Died. General John Reed Hodge, 70, World War II Pacific combat commander, chief of occupation forces in South Korea (1945-48), a veteran of Guadalcanal, Leyte and Okinawa who found himself trying to organize a democracy in chaotic Korea, where he was instrumental in the rise of Syngman Rhee to the presidency, but then grew disenchanted with Rhee's autocratic ways, whereupon Rhee complained of his meddling in local affairs, and three months later he was recalled; of cancer; in Washington, B.C.

Died. Fritz Reiner, 74, master conductor, a squat, lusty Hungarian with a precise "vest-pocket" podium style (a daring musician once brought a telescope to rehearsal to catch his minuscule beat), who emigrated to the U.S. in 1922, taught Conductors Leonard Bernstein and Thomas Schippers, directed the Pittsburgh and Metropolitan Opera orchestras before going to the fading Chicago Symphony in 1953, which he whipped into one of the world's finest ensembles, with a repertory that ran from Mozart to his countryman Kodaly; of pneumonia; in Manhattan.

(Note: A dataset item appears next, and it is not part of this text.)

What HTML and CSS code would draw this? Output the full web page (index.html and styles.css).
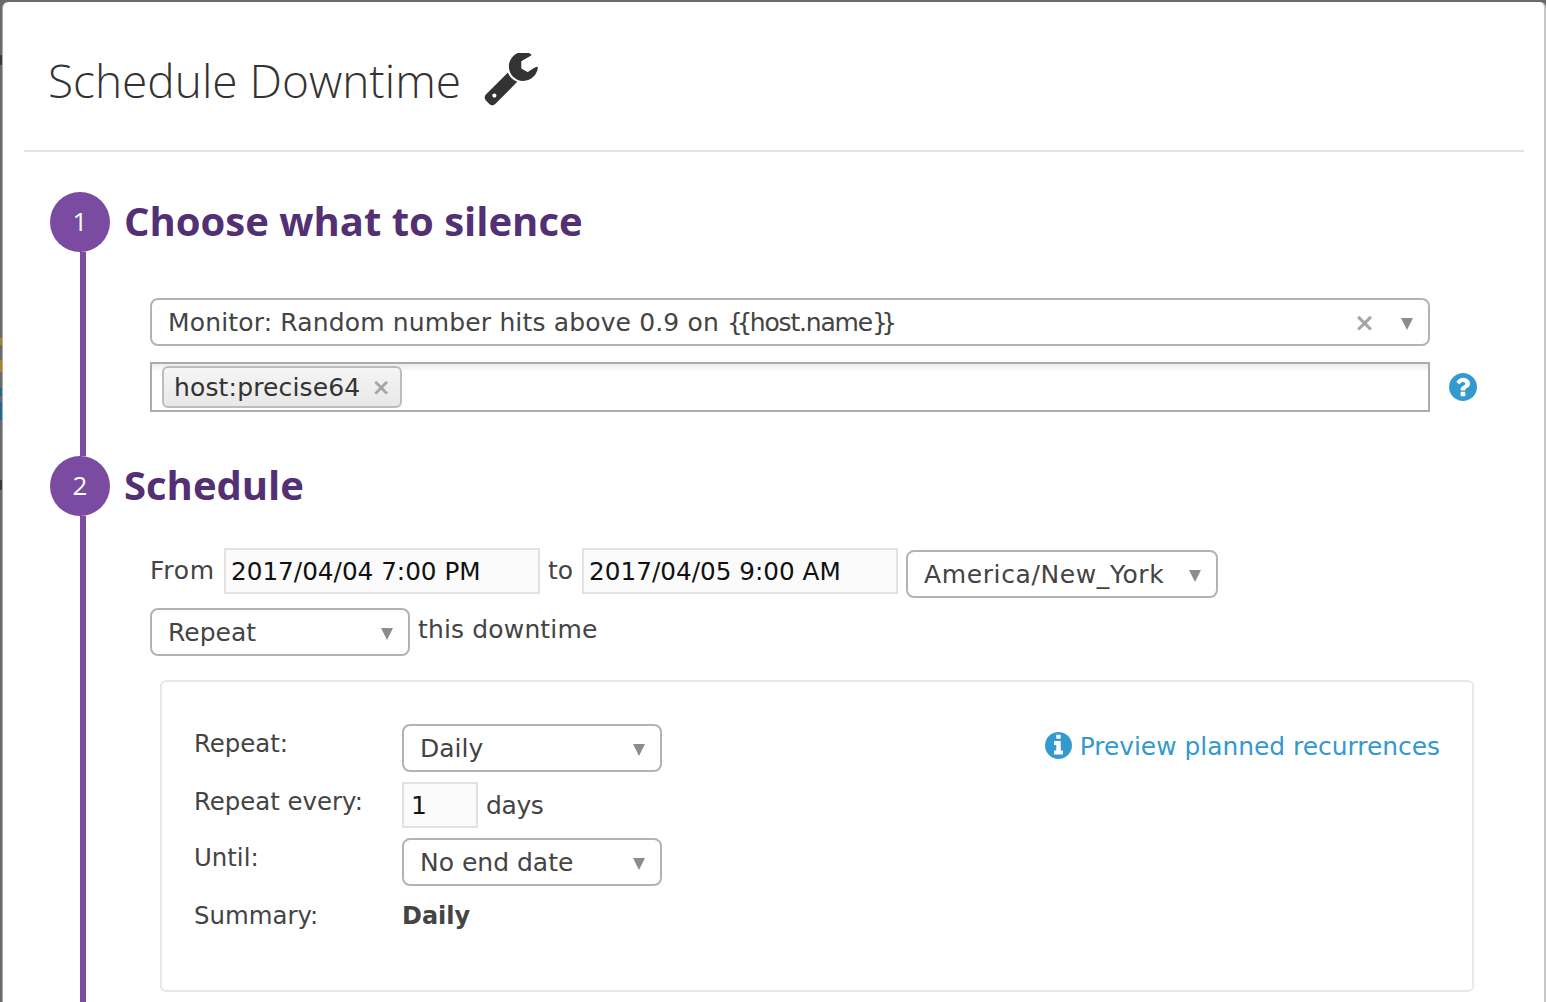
FILE: index.html
```html
<!DOCTYPE html>
<html>
	<head>
		<meta charset="utf-8" />
		<meta name="viewport" content="width=device-width, initial-scale=1">
		<title>Schedule Downtime</title>
		<link rel="stylesheet" href="styles.css">
	</head>
	<body>
		<div class="modal">
			<div class="modal-head">
				<h1>Schedule Downtime</h1>
				<svg class="wrench" viewBox="0 0 1792 1792"><path d="M384 1312q0-26-19-45t-45-19-45 19-19 45 19 45 45 19 45-19 19-45zm644-420l-682 682q-37 37-90 37-52 0-91-37l-106-108q-38-36-38-90 0-53 38-91l681-681q39 98 114.5 173.5t173.5 114.5zm634-435q0 39-23 106-47 134-164.5 217.5t-258.5 83.5q-185 0-316.5-131.5t-131.5-316.5 131.5-316.5 316.5-131.5q58 0 121.5 16.5t107.5 46.5q16 11 16 28t-16 28l-293 169v224l193 107q5-3 79-48.5t135.5-81 70.5-35.5q15 0 23.5 10t8.5 25z"/></svg>
			</div>

			<!-- step 1 -->
			<div class="step-head step-first">
				<span class="step-num">1</span>
				<h2>Choose what to silence</h2>
			</div>
			<div class="step-body step-one">
				<div class="select select-wide">
					<span class="select-text">Monitor: Random number hits above 0.9 on <span class="brace brace-open">{{</span><span class="host">host.name</span><span class="brace">}}</span></span>
					<span class="clear">×</span>
					<span class="arrow"></span>
				</div>
				<div class="tag-row">
					<div class="tags">
						<span class="tag">host:precise64<span class="tag-x">×</span></span>
					</div>
					<svg class="help" viewBox="128 128 1536 1536"><path d="M1024 1376v-192q0-14-9-23t-23-9h-192q-14 0-23 9t-9 23v192q0 14 9 23t23 9h192q14 0 23-9t9-23zm256-672q0-88-55.5-163t-138.5-116-170-41q-243 0-371 213-15 24 8 42l132 100q7 6 19 6 16 0 25-12 53-68 86-92 34-24 86-24 48 0 85.5 26t37.5 59q0 38-20 61t-68 45q-63 28-115.5 86.5t-52.5 125.5v36q0 14 9 23t23 9h192q14 0 23-9t9-23q0-19 21.5-49.5t54.5-49.5q32-18 49-28.5t46-35 44.5-48 28-60.5 12.5-81zm384 192q0 209-103 385.5t-279.5 279.5-385.5 103-385.5-103-279.5-279.5-103-385.5 103-385.5 279.5-279.5 385.5-103 385.5 103 279.5 279.5 103 385.5z"/></svg>
				</div>
			</div>

			<!-- step 2 -->
			<div class="step-head">
				<span class="step-num">2</span>
				<h2>Schedule</h2>
			</div>
			<div class="step-body step-two">
				<div class="time-row">
					<span class="word word-from">From</span>
					<div class="field field-date">2017/04/04 7:00 PM</div>
					<span class="word">to</span>
					<div class="field field-date">2017/04/05 9:00 AM</div>
					<div class="select select-zone">
						<span class="select-text">America/New_York</span>
						<span class="arrow"></span>
					</div>
				</div>
				<div class="repeat-row">
					<div class="select select-small">
						<span class="select-text">Repeat</span>
						<span class="arrow"></span>
					</div>
					<span class="word word-up">this downtime</span>
				</div>

				<div class="panel">
					<div class="form">
						<div class="form-row">
							<span class="label">Repeat:</span>
							<div class="select select-small">
								<span class="select-text">Daily</span>
								<span class="arrow"></span>
							</div>
						</div>
						<div class="form-row form-row-num">
							<span class="label">Repeat every:</span>
							<div class="field field-num">1</div>
							<span class="word days">days</span>
						</div>
						<div class="form-row">
							<span class="label">Until:</span>
							<div class="select select-small">
								<span class="select-text">No end date</span>
								<span class="arrow"></span>
							</div>
						</div>
						<div class="form-row summary">
							<span class="label">Summary:</span>
							<b>Daily</b>
						</div>
					</div>
					<a class="preview" href="#">
						<svg class="info" viewBox="128 128 1536 1536"><path d="M1152 1376v-160q0-14-9-23t-23-9h-96v-512q0-14-9-23t-23-9h-320q-14 0-23 9t-9 23v160q0 14 9 23t23 9h96v320h-96q-14 0-23 9t-9 23v160q0 14 9 23t23 9h448q14 0 23-9t9-23zm-128-896v-160q0-14-9-23t-23-9h-192q-14 0-23 9t-9 23v160q0 14 9 23t23 9h192q14 0 23-9t9-23zm640 416q0 209-103 385.5t-279.5 279.5-385.5 103-385.5-103-279.5-279.5-103-385.5 103-385.5 279.5-279.5 385.5-103 385.5 103 279.5 279.5 103 385.5z"/></svg>
						Preview planned recurrences
					</a>
				</div>
			</div>
		</div>
	</body>
</html>
```

FILE: styles.css
```css
html,body{
	margin: 0;
	padding: 0;
	height: 100%;
	overflow: hidden;
}
body{
	/* page behind the modal shows on the left edge */
	background: linear-gradient(#6b6b6b 55px, #3a3a3a 55px, #3a3a3a 65px, #6b6b6b 65px, #6b6b6b 338px, #a8842a 338px, #a8842a 345px, #6b6b6b 345px, #6b6b6b 360px, #a8842a 360px, #a8842a 372px, #6b6b6b 372px, #6b6b6b 388px, #1f6a8f 388px, #1f6a8f 396px, #6b6b6b 396px, #6b6b6b 402px, #1f6a8f 402px, #1f6a8f 420px, #6b6b6b 420px, #6b6b6b 480px, #3a3a3a 480px, #3a3a3a 490px, #6b6b6b 490px);
	font-family: "DejaVu Sans", sans-serif;
	font-size: 25px;
	color: #444;
}
h1,h2{
	margin: 0;
}
a{
	text-decoration: none;
}
.modal{
	box-sizing: border-box;
	height: 1000px;
	margin: 2px 0 0 2px;
	background: white;
	border-left: 1px solid #aaa;
	border-right: 2px solid #c6c6c6;
	border-radius: 6px 6px 0 0;
	overflow: hidden;
}
.modal-head{
	display: flex;
	align-items: center;
	box-sizing: border-box;
	height: 150px;
	margin: 0 20px 0 21px;
	padding: 8px 0 0 24px;
	border-bottom: 2px solid #e2e2e2;
}
h1{
	font-family: "Open Sans", sans-serif;
	font-weight: 300;
	font-size: 46px;
	color: #333;
}
.wrench{
	width: 58px;
	height: 58px;
	margin: 4px 0 0 23px;
	fill: #333;
}
.step-head{
	display: flex;
	align-items: center;
	gap: 14px;
	height: 60px;
	margin-left: 47px;
}
.step-first{
	margin-top: 40px;
}
.step-num{
	width: 60px;
	height: 60px;
	line-height: 58px;
	border-radius: 50%;
	background: #7a4ba1;
	color: white;
	text-align: center;
	font-family: "Open Sans", sans-serif;
	font-size: 26px;
}
h2{
	margin-bottom: 4px;
	font-family: "Open Sans", sans-serif;
	font-weight: 700;
	font-size: 40px;
	color: #532f74;
}
.step-body{
	box-sizing: border-box;
	margin-left: 77px;
	padding-left: 64px;
	border-left: 6px solid #7a4ba1;
}
.step-one{
	height: 204px;
	padding-top: 46px;
}
.step-two{
	padding: 32px 0 30px 64px;
}
.select{
	display: flex;
	align-items: center;
	box-sizing: border-box;
	height: 48px;
	padding: 0 16px;
	border: 2px solid #b3b3b3;
	border-radius: 8px;
	background: white;
}
.select-text{
	flex: 1;
	white-space: nowrap;
}
.select-wide{
	width: 1280px;
}
.select-wide .select-text{
	letter-spacing: 0.15px;
}
.select-wide .brace{
	letter-spacing: -6.5px;
}
.select-wide .brace-open{
	margin-right: 4px;
}
.select-wide .host{
	letter-spacing: -1.2px;
}
.select-zone{
	width: 312px;
	margin-top: 2px;
	letter-spacing: 0.6px;
}
.select-small{
	width: 260px;
}
.arrow{
	width: 0;
	height: 0;
	margin: 3px -1px 0 0;
	border-left: 6px solid transparent;
	border-right: 6px solid transparent;
	border-top: 12px solid #8c8c8c;
}
.clear{
	margin-right: 26px;
	color: #a5a5a5;
	font-weight: bold;
}
.tag-row{
	display: flex;
	align-items: center;
	margin-top: 16px;
}
.tags{
	box-sizing: border-box;
	width: 1280px;
	height: 50px;
	padding: 2px 10px;
	border: 2px solid #acacac;
	background: linear-gradient(#ececec, white 8px);
}
.tag{
	display: inline-flex;
	align-items: center;
	box-sizing: border-box;
	height: 42px;
	padding: 0 9px 0 10px;
	border: 2px solid #bcbcbc;
	border-radius: 6px;
	background: linear-gradient(#f5f5f5, #e8e8e8);
	color: #333;
	letter-spacing: 0.15px;
}
.tag-x{
	margin-left: 11px;
	color: #a5a5a5;
	font-weight: bold;
	font-size: 23px;
}
.help{
	width: 28px;
	height: 28px;
	margin-left: 19px;
	fill: #3399cf;
}
.time-row{
	display: flex;
	align-items: flex-start;
}
.word{
	line-height: 46px;
	white-space: nowrap;
}
.word-from{
	width: 65px;
	letter-spacing: 0.7px;
}
.field{
	box-sizing: border-box;
	height: 46px;
	line-height: 43px;
	padding-left: 5px;
	border: 2px solid #e2e2e2;
	background: #fbfbfb;
	color: #111;
}
.field-date{
	width: 316px;
	margin: 0 8px 0 9px;
	font-size: 24.7px;
}
.repeat-row{
	display: flex;
	margin-top: 10px;
}
.word-up{
	margin-left: 8px;
	line-height: 44px;
	letter-spacing: 0.15px;
}
.panel{
	display: flex;
	justify-content: space-between;
	align-items: flex-start;
	box-sizing: border-box;
	width: 1314px;
	height: 312px;
	margin: 24px 0 0 10px;
	padding: 42px 32px 0;
	border: 2px solid #e8e8e8;
	border-radius: 6px;
}
.panel .select-text{
	padding-top: 1px;
}
.form-row{
	display: flex;
	margin-bottom: 10px;
}
.form-row-num{
	height: 46px;
}
.label{
	width: 208px;
	line-height: 40px;
	font-size: 24.4px;
}
.field-num{
	width: 76px;
	padding-left: 7px;
}
.days{
	margin-left: 8px;
	line-height: 48px;
	letter-spacing: -0.4px;
}
.summary b{
	font-size: 24px;
	line-height: 40px;
}
.preview{
	display: flex;
	align-items: center;
	gap: 8px;
	color: #3399cf;
	line-height: 46px;
	font-size: 24.9px;
}
.info{
	width: 27px;
	height: 27px;
	margin-top: -3px;
	fill: #3399cf;
}
```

Died. Dr. Antonio Gasbarrini, 81, papal doctor since 1954, a gastroenterologist who attended the final illnesses of Pius XII in 1958 and his good friend John XXIII last spring; following a prostate operation; in Bologna.

Died. Charles Ruffin Hook, 83, longtime (1930-59) president and chairman of Armco Steel Corp., the nation's fourth-largest steel company (1962 sales: $918 million), who married the boss's daughter and ran the company with such a velvet glove (the industry's first eight-hour day, first group insurance plan) that to this day fewer than half of Armco's 34,000 employees belong to the steelworkers' union; of cancer; in Garrison, Md.

Died. Charles Erasmus Fenner, 87, New Orleans stockbroker, co-founder of Fenner & Beane, which he merged in 1941 into Manhattan's Merrill Lynch, E. A. Pierce & Cassatt to create what is today the world's largest brokerage house, responsible for 15% of the volume on the New York Stock Exchange; in Slidell, La.

Died. Margaret Alice Murray, 100, Egyptologist and demonologist, a wispy spinster (4 ft. 6 in.) who in 1904 at Abydos on the Nile was the first woman archaeologist to conduct her own "digs," went tenting with Bedouins at 70, finally "retired" to lecture on sorcery in England, where she held listeners spellbound as she expounded her thesis that the Inquisitors were absolutely right, Joan of Arc was indeed a witch; in Welwyn, Hertfordshire.